Saturday, June 09, 2012

"The Art of Non-Conformity" by Chris Guillebeau

After learning about it from The 4-Hour Workweek by Tim Ferriss (which I enjoyed quite a bit), recently finished reading The Art of Non-Conformity by Chris Guillebeau.



Really solid book by Guillebeau that has some excellent stuff around living and working and some of the things that stood out to me (which I may be restating for my own use) are the following:

The often harmful idea of working to live

Concept from Guillebeau is that too many people view work as a have-to-endure slog to achieve some distant future goal of then enjoying life. The opposing view he trumpets is that life short and someone should think of how they want to live and start doing that.

The often excellent idea of taking a different tack

Direction given in the book prologue is to "think for yourself instead of following the crowd" and follow on idea that it ok to dream of unrealistic things... even if they don't come to pass (and they could), usually no harm done. To this point, Guillebeau writes about the concept of worst case scenario planning and whether said worst case really enough to not do something considered (with this same idea in the Ferriss book).

Approaches to a work

Guillebeau notes that regardless of whether someone works for a boss or is self-employed, their best job security is own competence. As someone who has done well with self-employment, he describes it as self-reliance and notes that many businesses can be started very cheaply (and may not make someone rich, but perhaps enough to make a living)... an idea which almost certainly led to Guillebeau's recently released The $100 Startup book. In relation to working for others, he writes about someone hiring a boss rather than being hired by a company. Even if not taken as far as in the book example, there's still something of heft there around someone targeting the type of work desired to do.

Recommendations of additional resources to check out

People, books and websites noted by Guillebeau include the Anne Lamott book Bird by Bird: Some Instructions on Writing and Life, the Seth Godin blog (or his website), the Happiness Project by Gretchen Rubin, Zen Habits by Leo Babauta, and Guillebeau's own Art of Non-Conformity website (which includes his "A Brief Guide to World Domination" document that led to the book).
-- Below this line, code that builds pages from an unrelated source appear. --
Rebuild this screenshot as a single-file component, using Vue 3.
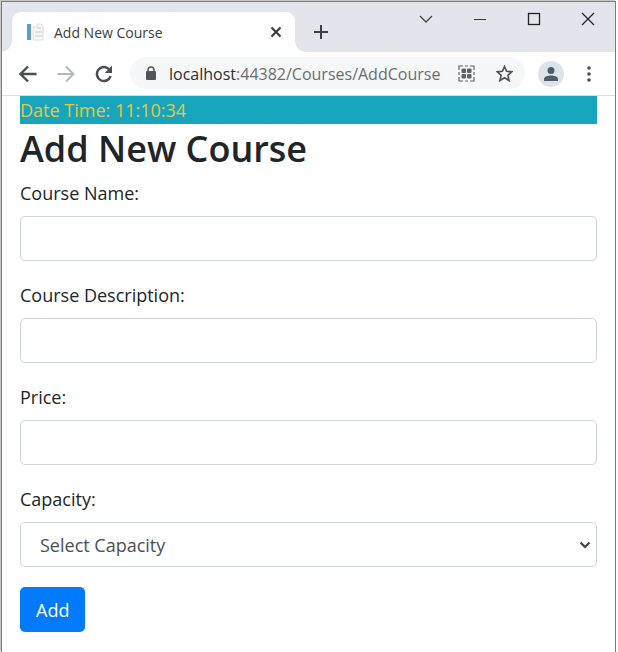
<template>
  <div class="desktop">
    <div class="window">
      <header class="tab-strip">
        <div class="tab">
          <svg class="favicon" width="20" height="18" viewBox="0 0 20 18">
            <rect x="1" y="1" width="4" height="16" fill="#5b9bd0" />
            <path d="M7 4h4V1h4l2 3v13H7z" fill="#f6f7f8" stroke="#dcdfe2" />
            <path d="M9 9h7M9 13h7M11 5h4" stroke="#c6cace" fill="none" />
          </svg>
          <span class="tab-title">Add New Course</span>
          <button class="icon-btn tab-close" type="button" aria-label="Close tab">
            <svg width="12" height="12" viewBox="0 0 12 12">
              <path d="M1.5 1.5l9 9M10.5 1.5l-9 9" stroke="#3c4043" stroke-width="2.2" />
            </svg>
          </button>
        </div>
        <button class="icon-btn new-tab" type="button" aria-label="New tab">
          <svg width="14" height="14" viewBox="0 0 14 14">
            <path d="M7 0v14M0 7h14" stroke="#3c4043" stroke-width="2" />
          </svg>
        </button>
        <div class="window-buttons">
          <button class="icon-btn" type="button" aria-label="Search tabs">
            <svg width="14" height="14" viewBox="0 0 14 14">
              <path d="M1 4l6 6 6-6" stroke="#444" stroke-width="1.3" fill="none" />
            </svg>
          </button>
          <button class="icon-btn" type="button" aria-label="Minimize">
            <svg width="14" height="14" viewBox="0 0 14 14">
              <path d="M1 7.5h12" stroke="#333" />
            </svg>
          </button>
          <button class="icon-btn" type="button" aria-label="Maximize">
            <svg width="14" height="14" viewBox="0 0 14 14">
              <rect x="1.5" y="1.5" width="11" height="11" stroke="#222" stroke-width="1.3" fill="none" />
            </svg>
          </button>
          <button class="icon-btn" type="button" aria-label="Close">
            <svg width="14" height="14" viewBox="0 0 14 14">
              <path d="M1 1l12 12M13 1L1 13" stroke="#222" stroke-width="1.2" />
            </svg>
          </button>
        </div>
      </header>

      <nav class="toolbar">
        <button class="icon-btn" type="button" aria-label="Back">
          <svg width="18" height="18" viewBox="0 0 18 18">
            <path d="M17.5 9H2M9 1.5L1.5 9 9 16.5" stroke="#4a4d51" stroke-width="2.4" fill="none" />
          </svg>
        </button>
        <button class="icon-btn" type="button" aria-label="Forward">
          <svg width="18" height="18" viewBox="0 0 18 18">
            <path d="M.5 9H16M9 1.5L16.5 9 9 16.5" stroke="#b5b8bb" stroke-width="2" fill="none" />
          </svg>
        </button>
        <button class="icon-btn" type="button" aria-label="Reload">
          <svg width="18" height="18" viewBox="0 0 18 18">
            <path d="M15.6 11.2A7 7 0 1 1 14 4.2" stroke="#4a4d51" stroke-width="2.5" fill="none" />
            <path d="M17 .8V8H9.8z" fill="#4a4d51" />
          </svg>
        </button>
        <div class="address-bar">
          <svg class="lock" width="12" height="15" viewBox="0 0 12 15">
            <rect x="1" y="5" width="10" height="9" rx="1" fill="#515458" />
            <path d="M3 6V4a3 3 0 0 1 6 0v2" stroke="#515458" stroke-width="1.5" fill="none" />
          </svg>
          <span class="url"><span class="host">localhost</span>:44382/Courses/AddCourse</span>
          <button class="icon-btn qr" type="button" aria-label="Create QR code">
            <svg width="17" height="17" viewBox="0 0 17 17">
              <path d="M1 5V1h4M12 1h4v4M16 12v4h-4M5 16H1v-4M7 1h3M7 16h3M1 7v3M16 7v3" stroke="#5f6368" stroke-width="1.2" fill="none" />
              <rect x="3.5" y="3.5" width="4.5" height="4.5" rx="1" fill="#5f6368" />
              <rect x="9" y="3.5" width="4.5" height="4.5" rx="1" fill="#5f6368" />
              <rect x="3.5" y="9" width="4.5" height="4.5" rx="1" fill="#5f6368" />
              <rect x="9" y="9" width="4.5" height="4.5" rx="1" fill="#5f6368" />
            </svg>
          </button>
          <button class="icon-btn" type="button" aria-label="Bookmark this page">
            <svg width="17" height="17" viewBox="0 0 17 17">
              <path d="M8.5 1.5l2.1 4.8 5.2.5-3.9 3.5 1.1 5.2-4.5-2.7L4 15.5l1.1-5.2L1.2 6.8l5.2-.5z" stroke="#515458" stroke-width="1.7" fill="none" />
            </svg>
          </button>
        </div>
        <button class="icon-btn avatar" type="button" aria-label="Profile">
          <svg width="16" height="16" viewBox="0 0 16 16">
            <circle cx="8" cy="4.5" r="3.5" fill="#4f5b6d" />
            <path d="M1 15v-2c0-2.5 4-3.5 7-3.5s7 1 7 3.5v2z" fill="#4f5b6d" />
          </svg>
        </button>
        <button class="icon-btn menu" type="button" aria-label="Menu">
          <svg width="4" height="16" viewBox="0 0 4 16">
            <circle cx="2" cy="2" r="1.8" fill="#4a4d51" />
            <circle cx="2" cy="8" r="1.8" fill="#4a4d51" />
            <circle cx="2" cy="14" r="1.8" fill="#4a4d51" />
          </svg>
        </button>
      </nav>

      <main class="page">
        <div class="clock">Date Time: {{ time }}</div>
        <h1>Add New Course</h1>
        <form @submit.prevent>
          <div v-for="field in fields" :key="field.id" class="form-group">
            <label :for="field.id">{{ field.label }}</label>
            <input :id="field.id" v-model="course[field.id]" class="form-control" type="text" />
          </div>
          <div class="form-group">
            <label for="capacity">Capacity:</label>
            <div class="select-wrap">
              <select id="capacity" v-model="course.capacity" class="form-control">
                <option value="">Select Capacity</option>
                <option v-for="n in capacities" :key="n" :value="n">{{ n }}</option>
              </select>
              <svg class="chevron" width="12" height="8" viewBox="0 0 12 8">
                <path d="M1.5 1.5L6 6l4.5-4.5" stroke="#40464c" stroke-width="2.2" fill="none" />
              </svg>
            </div>
          </div>
          <button class="btn-primary" type="submit">Add</button>
        </form>
      </main>
    </div>
  </div>
</template>

<script setup>
import { reactive, ref } from 'vue'

const time = ref('11:10:34')

const fields = [
  { id: 'name', label: 'Course Name:' },
  { id: 'description', label: 'Course Description:' },
  { id: 'price', label: 'Price:' }
]

const capacities = [10, 20, 30]

const course = reactive({
  name: '',
  description: '',
  price: '',
  capacity: ''
})
</script>

<style>
body {
  margin: 0;
  background: #fff;
}
</style>

<style scoped>
* {
  box-sizing: border-box;
}

.desktop {
  min-height: 100vh;
  padding-right: 2px;
  background: #fff;
  display: flex;
  font-family: "Segoe UI", "Open Sans", "Noto Sans", sans-serif;
  font-size: 18px;
  color: #212529;
}

.window {
  flex: 1;
  min-width: 0;
  margin: 1px 0 0 1px;
  background: #fff;
  border: 1px solid #7b7b7b;
  border-bottom: none;
  box-shadow: -1px -1px 0 #c8cac8;
}

.icon-btn {
  display: flex;
  align-items: center;
  justify-content: center;
  flex-shrink: 0;
  padding: 0;
  border: none;
  background: none;
  cursor: pointer;
}

/* tab strip */
.tab-strip {
  display: flex;
  height: 50px;
  padding: 10px 20px 0 10px;
  background: #e2e5eb;
}

.tab {
  position: relative;
  display: flex;
  align-items: center;
  width: 283px;
  padding: 0 13px 0 14px;
  background: #fff;
  border-radius: 9px 9px 0 0;
}

/* curved feet of the active tab */
.tab::before,
.tab::after {
  content: '';
  position: absolute;
  bottom: 0;
  width: 10px;
  height: 10px;
}

.tab::before {
  right: 100%;
  background: radial-gradient(circle at 0 0, transparent 9px, #fff 10px);
}

.tab::after {
  left: 100%;
  background: radial-gradient(circle at 100% 0, transparent 9px, #fff 10px);
}

.tab-title {
  flex: 1;
  margin-left: 8px;
  font-size: 14px;
  color: #3c4043;
}

.new-tab {
  width: 14px;
  margin-left: 19px;
}

.window-buttons {
  display: flex;
  align-items: flex-start;
  gap: 40px;
  margin-left: auto;
}

/* toolbar */
.toolbar {
  display: flex;
  align-items: center;
  height: 44px;
  padding: 0 24px 0 17px;
  gap: 20px;
  border-bottom: 1px solid #dcdee1;
}

.address-bar {
  flex: 1;
  min-width: 0;
  display: flex;
  align-items: center;
  height: 33px;
  margin-left: -3px;
  padding: 0 12px 0 15px;
  border-radius: 17px;
  background: #f6f7f9;
}

.url {
  flex: 1;
  margin-left: 12px;
  font-size: 16px;
  white-space: nowrap;
  color: #696d71;
}

.host {
  color: #2b2e31;
}

.qr {
  margin-right: 21px;
}

.avatar {
  width: 26px;
  height: 26px;
  margin: 0 3px 0 -7px;
  border-radius: 50%;
  background: #dee3eb;
}

/* page */
.page {
  padding: 0 18px;
}

.clock {
  background: #17a5bd;
  color: #e3c64b;
  line-height: 28px;
}

h1 {
  margin: 0 0 5px;
  font-size: 36px;
  font-weight: 600;
  line-height: 50px;
}

.form-group {
  margin-bottom: 20px;
}

label {
  display: block;
  margin-bottom: 9px;
  line-height: 28px;
}

.form-control {
  display: block;
  width: 100%;
  height: 45px;
  padding: 0 15px;
  border: 1px solid #ced4da;
  border-radius: 5px;
  background: #fff;
  font: inherit;
  color: #495057;
}

.select-wrap {
  position: relative;
}

select.form-control {
  appearance: none;
  padding-left: 19px;
}

.chevron {
  position: absolute;
  top: 19px;
  right: 6px;
  pointer-events: none;
}

.btn-primary {
  height: 45px;
  padding: 0 16px;
  border: none;
  border-radius: 5px;
  background: #007bff;
  color: #fff;
  font: inherit;
  cursor: pointer;
}
</style>
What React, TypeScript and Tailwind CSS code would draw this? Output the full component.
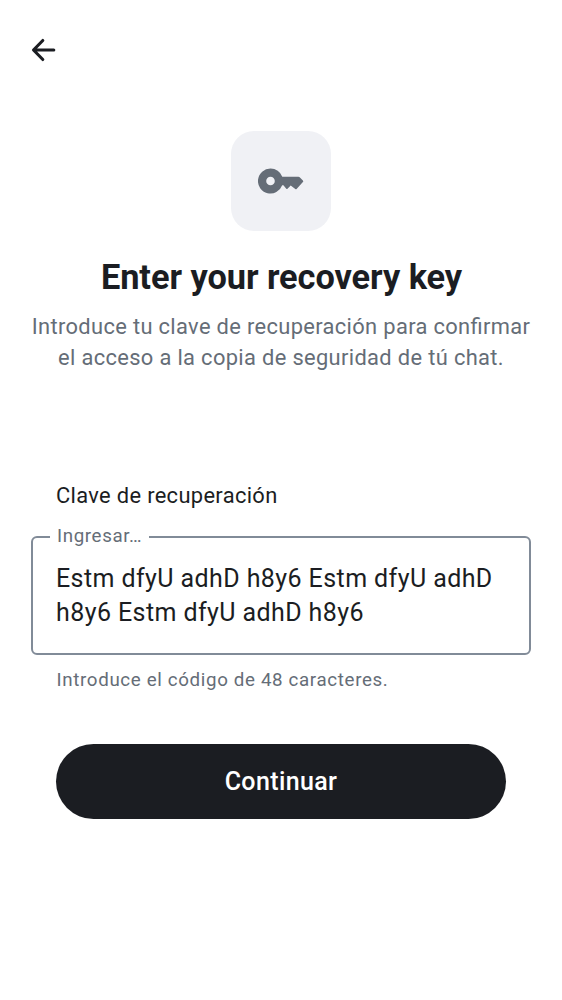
import React from "react";

export default function App() {
  return (
    <main className="flex h-[1000px] w-[562px] flex-col bg-white px-[31px] pt-[35px] font-['Roboto',sans-serif] text-[#1b1d22]">
      <button aria-label="Volver" className="-ml-[6px] h-[30px] w-[37px]">
        <svg viewBox="0 0 37 30" className="h-[30px] w-[37px]" fill="none" stroke="currentColor" strokeWidth="3.1" strokeLinecap="round" strokeLinejoin="round">
          <path d="M28.800 15H9M17.800 5.500L8.500 15L17.800 24.500" />
        </svg>
      </button>
      <header className="flex flex-col items-center pt-[66px] text-center">
        <div className="flex h-[100px] w-[100px] items-center justify-center rounded-[23px] bg-[#f0f1f5]">
          <svg viewBox="0 0 46 26" className="h-[26px] w-[46px]" fill="#656d77">
            <path fillRule="evenodd" d="M12.500 .5a12.500 12.500 0 1 0 11.700 16.800H25.400L28.300 20.700Q28.900 21.300 29.500 20.700L32.700 17.500L37.300 21Q38 21.500 38.600 20.900L44.900 14Q45.600 13.200 44.900 12.400L41.700 9.200Q41.200 8.700 40.500 8.700H24.300A12.500 12.500 0 0 0 12.500 .5zm0 8.200a4.300 4.300 0 1 1 0 8.600 4.300 4.300 0 0 1 0-8.600z" />
          </svg>
        </div>
        <h1 className="mt-[24px] whitespace-nowrap pl-px text-[34.35px] font-bold leading-[44px] tracking-[-0.05px]">Enter your recovery key</h1>
        <p className="mt-[12px] whitespace-nowrap text-[21.86px] leading-[31px] tracking-[0.35px] text-[#656d77] [font-feature-settings:'liga'_1]">
          Introduce tu clave de recuperación para confirmar<br />el acceso a la copia de seguridad de tú chat.
        </p>
      </header>
      <section className="mt-[107px] flex flex-col">
        <label htmlFor="key" className="ml-[25px] text-[21.86px] leading-[32px] tracking-[0.34px]">Clave de recuperación</label>
        <fieldset className="mt-[12px] h-[131px] rounded-[6px] border-2 border-[#818b98] px-[23px]">
          <legend className="-ml-[6px] pb-[2px] pl-[7px] pr-[7px] text-[18.74px] leading-[24px] tracking-[0.62px] text-[#656d77]">Ingresar…</legend>
          <p id="key" className="mt-[12px] whitespace-nowrap text-[25px] leading-[34px] tracking-[0.41px]">
            Estm dfyU adhD h8y6 Estm dfyU adhD<br />h8y6 Estm dfyU adhD h8y6
          </p>
        </fieldset>
        <p className="ml-[25.5px] mt-[12px] text-[18.74px] leading-[26px] tracking-[0.65px] text-[#656d77]">Introduce el código de 48 caracteres.</p>
      </section>
      <button className="mx-[25px] mt-[51px] h-[75px] rounded-full bg-[#1b1d22] text-[25px] font-medium tracking-[0.38px] text-white">Continuar</button>
    </main>
  );
}
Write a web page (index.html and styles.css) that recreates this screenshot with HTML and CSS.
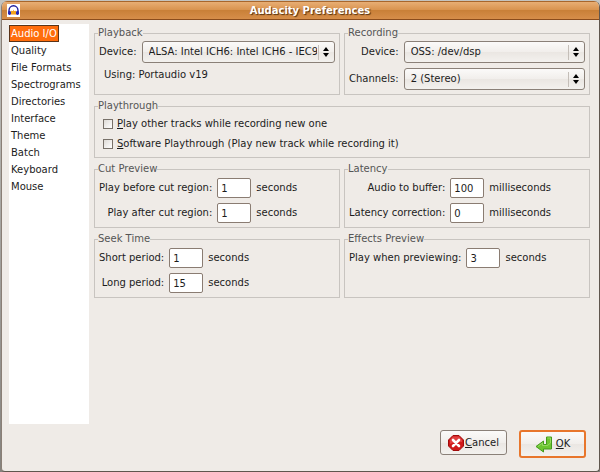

Really a solid book overall from Guillebeau and an interesting life he's created for himself with his writing, speaking and teaching... all stemming from an unconventional approach towards his work and time. A final thing I found of interest was an anecdote told in the book Postscript about someone unsubscribing from Guillebeau's blog and leaving a "thanks for everything, but I need to go it alone now" note. Interesting story that to me hits on a point about how-to and self-help type books... just ruminating on them is good and well, but the import of action and forward movement (even if the destination not known) can't be overstated.